=== Items ===
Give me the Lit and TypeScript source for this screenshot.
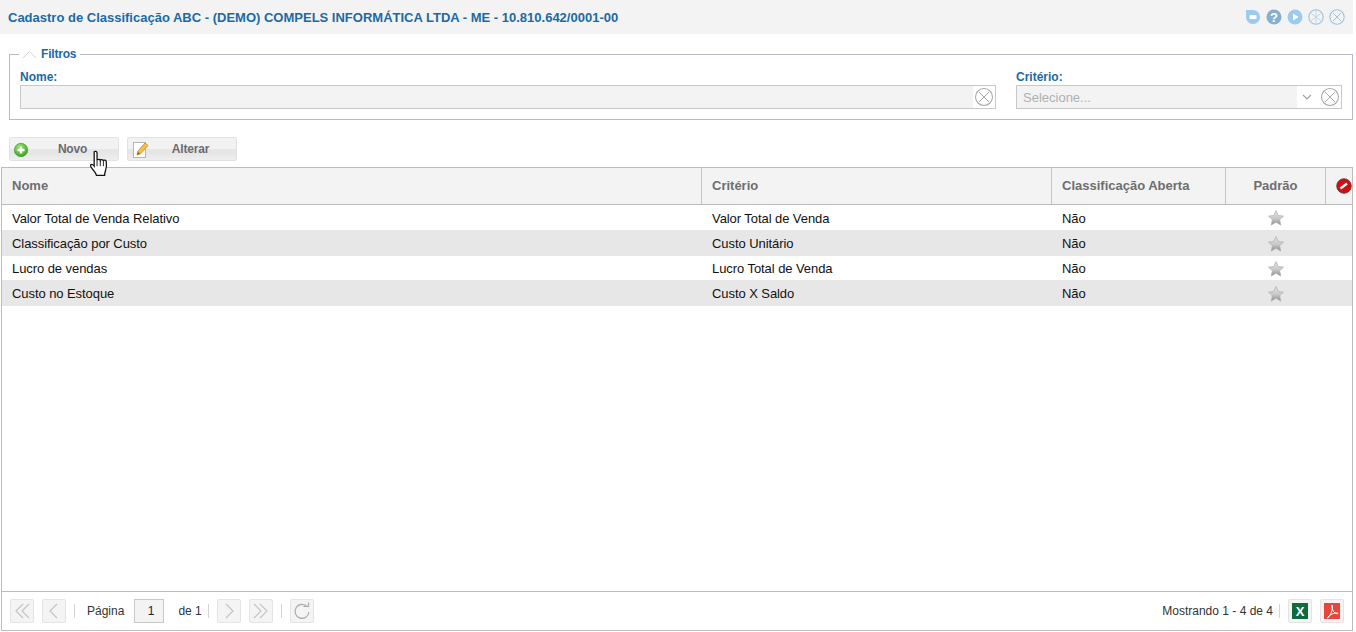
===
=== Items ===
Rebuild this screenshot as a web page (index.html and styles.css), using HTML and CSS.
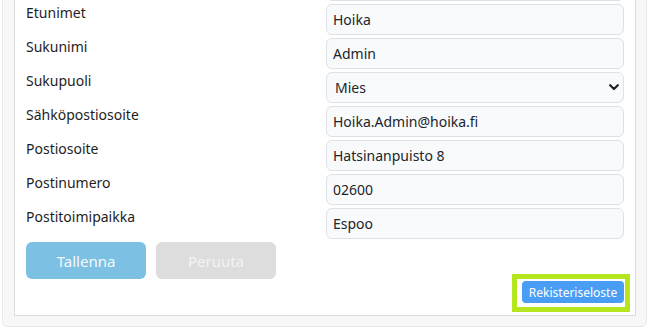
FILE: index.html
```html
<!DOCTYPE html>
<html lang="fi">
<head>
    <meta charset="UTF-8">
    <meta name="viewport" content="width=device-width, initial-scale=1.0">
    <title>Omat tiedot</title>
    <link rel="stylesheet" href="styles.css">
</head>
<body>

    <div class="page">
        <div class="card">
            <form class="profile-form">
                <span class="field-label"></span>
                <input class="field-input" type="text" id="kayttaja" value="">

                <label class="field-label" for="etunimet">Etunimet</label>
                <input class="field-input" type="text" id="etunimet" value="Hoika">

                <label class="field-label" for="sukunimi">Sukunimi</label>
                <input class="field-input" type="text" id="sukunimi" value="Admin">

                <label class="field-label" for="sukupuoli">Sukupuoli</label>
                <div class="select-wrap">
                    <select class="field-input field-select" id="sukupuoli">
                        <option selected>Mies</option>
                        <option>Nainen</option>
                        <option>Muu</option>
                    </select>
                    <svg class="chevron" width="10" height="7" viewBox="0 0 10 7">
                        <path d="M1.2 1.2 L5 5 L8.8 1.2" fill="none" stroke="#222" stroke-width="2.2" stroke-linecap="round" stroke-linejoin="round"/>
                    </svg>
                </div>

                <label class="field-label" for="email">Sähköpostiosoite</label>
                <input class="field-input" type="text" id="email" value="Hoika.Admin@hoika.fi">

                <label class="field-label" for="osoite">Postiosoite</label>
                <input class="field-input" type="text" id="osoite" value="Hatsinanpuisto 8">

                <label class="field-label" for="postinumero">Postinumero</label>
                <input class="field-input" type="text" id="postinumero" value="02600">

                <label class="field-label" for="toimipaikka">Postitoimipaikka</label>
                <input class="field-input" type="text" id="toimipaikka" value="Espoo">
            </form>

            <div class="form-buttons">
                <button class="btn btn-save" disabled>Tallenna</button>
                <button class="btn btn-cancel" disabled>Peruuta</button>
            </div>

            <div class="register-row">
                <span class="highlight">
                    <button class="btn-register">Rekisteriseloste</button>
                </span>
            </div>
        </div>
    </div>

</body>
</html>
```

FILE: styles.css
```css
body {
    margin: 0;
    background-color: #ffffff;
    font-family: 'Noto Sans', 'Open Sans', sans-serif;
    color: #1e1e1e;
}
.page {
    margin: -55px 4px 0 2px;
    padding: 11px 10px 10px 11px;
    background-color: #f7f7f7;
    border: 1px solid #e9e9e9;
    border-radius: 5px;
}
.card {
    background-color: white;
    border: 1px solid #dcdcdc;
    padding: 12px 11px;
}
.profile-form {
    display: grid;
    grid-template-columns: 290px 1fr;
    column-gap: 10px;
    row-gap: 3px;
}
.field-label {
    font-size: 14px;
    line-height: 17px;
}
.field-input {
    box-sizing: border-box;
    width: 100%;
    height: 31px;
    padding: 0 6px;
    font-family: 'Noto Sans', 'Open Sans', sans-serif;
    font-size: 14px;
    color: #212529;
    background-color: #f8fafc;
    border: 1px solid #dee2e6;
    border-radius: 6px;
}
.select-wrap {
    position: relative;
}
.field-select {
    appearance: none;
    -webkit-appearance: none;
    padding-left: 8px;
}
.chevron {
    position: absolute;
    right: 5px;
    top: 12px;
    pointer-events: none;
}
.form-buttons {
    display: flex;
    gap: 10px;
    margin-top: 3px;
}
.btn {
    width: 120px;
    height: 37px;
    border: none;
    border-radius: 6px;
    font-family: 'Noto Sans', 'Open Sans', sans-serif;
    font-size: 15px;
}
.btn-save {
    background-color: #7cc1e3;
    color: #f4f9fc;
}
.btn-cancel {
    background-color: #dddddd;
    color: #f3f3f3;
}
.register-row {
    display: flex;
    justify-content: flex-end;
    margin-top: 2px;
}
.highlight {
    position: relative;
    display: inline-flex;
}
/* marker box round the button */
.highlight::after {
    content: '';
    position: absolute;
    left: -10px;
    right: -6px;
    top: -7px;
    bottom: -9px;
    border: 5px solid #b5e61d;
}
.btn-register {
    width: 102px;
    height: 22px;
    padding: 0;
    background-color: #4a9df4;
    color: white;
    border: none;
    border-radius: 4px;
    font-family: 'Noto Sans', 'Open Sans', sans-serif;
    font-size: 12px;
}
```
===
=== Items ===
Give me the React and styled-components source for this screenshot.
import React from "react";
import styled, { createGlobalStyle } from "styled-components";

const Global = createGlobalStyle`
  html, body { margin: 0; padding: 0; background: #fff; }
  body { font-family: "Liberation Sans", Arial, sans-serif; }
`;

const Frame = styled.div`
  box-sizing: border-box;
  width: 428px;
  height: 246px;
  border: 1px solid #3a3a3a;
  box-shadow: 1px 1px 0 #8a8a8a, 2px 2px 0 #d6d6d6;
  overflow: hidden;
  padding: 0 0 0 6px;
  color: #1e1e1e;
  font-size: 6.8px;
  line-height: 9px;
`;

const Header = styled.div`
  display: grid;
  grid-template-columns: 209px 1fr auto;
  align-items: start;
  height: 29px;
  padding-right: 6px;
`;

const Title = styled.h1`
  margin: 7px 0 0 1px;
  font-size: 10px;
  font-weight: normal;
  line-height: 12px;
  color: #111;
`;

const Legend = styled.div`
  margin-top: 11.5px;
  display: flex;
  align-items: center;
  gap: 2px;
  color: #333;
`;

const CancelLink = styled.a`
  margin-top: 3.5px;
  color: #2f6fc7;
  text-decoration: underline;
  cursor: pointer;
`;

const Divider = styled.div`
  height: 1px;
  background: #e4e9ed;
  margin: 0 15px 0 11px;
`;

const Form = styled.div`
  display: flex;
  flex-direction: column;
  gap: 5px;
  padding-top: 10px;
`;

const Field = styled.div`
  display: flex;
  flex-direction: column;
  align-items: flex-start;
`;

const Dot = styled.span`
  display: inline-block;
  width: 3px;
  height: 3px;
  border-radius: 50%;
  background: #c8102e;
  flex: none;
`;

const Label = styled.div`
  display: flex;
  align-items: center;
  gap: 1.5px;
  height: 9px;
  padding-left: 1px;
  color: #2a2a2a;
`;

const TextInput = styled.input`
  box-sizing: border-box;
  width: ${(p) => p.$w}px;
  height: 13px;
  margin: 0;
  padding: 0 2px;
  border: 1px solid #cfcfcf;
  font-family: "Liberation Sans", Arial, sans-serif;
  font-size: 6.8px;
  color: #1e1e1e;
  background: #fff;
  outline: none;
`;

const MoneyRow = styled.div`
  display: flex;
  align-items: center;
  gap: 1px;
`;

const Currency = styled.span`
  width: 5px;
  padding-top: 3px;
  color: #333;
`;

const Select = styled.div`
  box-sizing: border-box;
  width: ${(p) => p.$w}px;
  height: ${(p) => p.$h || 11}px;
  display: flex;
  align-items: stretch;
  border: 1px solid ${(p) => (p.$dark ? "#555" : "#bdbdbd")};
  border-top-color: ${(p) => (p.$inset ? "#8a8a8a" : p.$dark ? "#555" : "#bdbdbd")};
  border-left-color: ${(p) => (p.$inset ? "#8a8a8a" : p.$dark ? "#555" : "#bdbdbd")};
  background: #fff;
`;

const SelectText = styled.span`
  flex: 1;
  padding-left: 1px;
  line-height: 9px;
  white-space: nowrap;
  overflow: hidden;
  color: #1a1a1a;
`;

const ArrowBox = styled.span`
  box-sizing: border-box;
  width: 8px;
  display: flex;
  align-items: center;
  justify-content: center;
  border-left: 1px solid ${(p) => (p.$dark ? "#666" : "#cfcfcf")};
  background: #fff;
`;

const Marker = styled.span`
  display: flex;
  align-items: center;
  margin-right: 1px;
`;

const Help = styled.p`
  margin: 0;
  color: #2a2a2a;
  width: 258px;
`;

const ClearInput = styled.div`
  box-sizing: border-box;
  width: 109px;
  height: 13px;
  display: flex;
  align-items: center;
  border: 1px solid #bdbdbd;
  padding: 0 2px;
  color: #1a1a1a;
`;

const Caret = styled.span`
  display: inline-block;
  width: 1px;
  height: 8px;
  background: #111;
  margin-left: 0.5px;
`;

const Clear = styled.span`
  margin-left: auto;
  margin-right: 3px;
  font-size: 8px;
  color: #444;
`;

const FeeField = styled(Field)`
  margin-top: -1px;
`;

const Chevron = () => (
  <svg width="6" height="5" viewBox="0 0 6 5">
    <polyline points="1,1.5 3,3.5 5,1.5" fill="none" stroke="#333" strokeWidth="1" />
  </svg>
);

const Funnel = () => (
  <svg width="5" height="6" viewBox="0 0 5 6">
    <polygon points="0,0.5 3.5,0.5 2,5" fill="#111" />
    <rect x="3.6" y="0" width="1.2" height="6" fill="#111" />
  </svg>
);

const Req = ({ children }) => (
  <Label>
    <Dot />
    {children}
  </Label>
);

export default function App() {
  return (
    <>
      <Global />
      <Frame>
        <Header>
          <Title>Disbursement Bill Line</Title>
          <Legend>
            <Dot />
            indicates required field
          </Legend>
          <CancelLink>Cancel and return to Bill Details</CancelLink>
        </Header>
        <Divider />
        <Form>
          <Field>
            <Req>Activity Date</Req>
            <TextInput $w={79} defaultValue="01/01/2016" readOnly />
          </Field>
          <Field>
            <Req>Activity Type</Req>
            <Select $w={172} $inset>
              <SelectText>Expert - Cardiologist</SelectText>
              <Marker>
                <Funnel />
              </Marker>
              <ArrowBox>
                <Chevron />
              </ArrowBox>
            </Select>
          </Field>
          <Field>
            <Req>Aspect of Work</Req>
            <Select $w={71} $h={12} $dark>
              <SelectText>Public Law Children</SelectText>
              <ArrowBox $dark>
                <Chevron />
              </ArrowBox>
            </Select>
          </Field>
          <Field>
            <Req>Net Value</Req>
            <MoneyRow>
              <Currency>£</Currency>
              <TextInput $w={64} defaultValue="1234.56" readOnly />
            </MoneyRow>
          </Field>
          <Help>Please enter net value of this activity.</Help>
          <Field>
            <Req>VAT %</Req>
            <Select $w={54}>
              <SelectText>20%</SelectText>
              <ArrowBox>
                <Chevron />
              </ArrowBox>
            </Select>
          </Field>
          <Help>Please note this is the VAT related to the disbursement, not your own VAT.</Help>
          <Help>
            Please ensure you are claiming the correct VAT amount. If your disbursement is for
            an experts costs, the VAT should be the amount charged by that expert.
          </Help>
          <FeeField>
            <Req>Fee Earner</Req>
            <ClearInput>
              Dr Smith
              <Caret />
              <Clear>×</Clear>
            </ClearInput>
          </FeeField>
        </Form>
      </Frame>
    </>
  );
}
===
Task directions: How many lines of the data contain the word "page"? Answer with the number alone.

Task answer: 3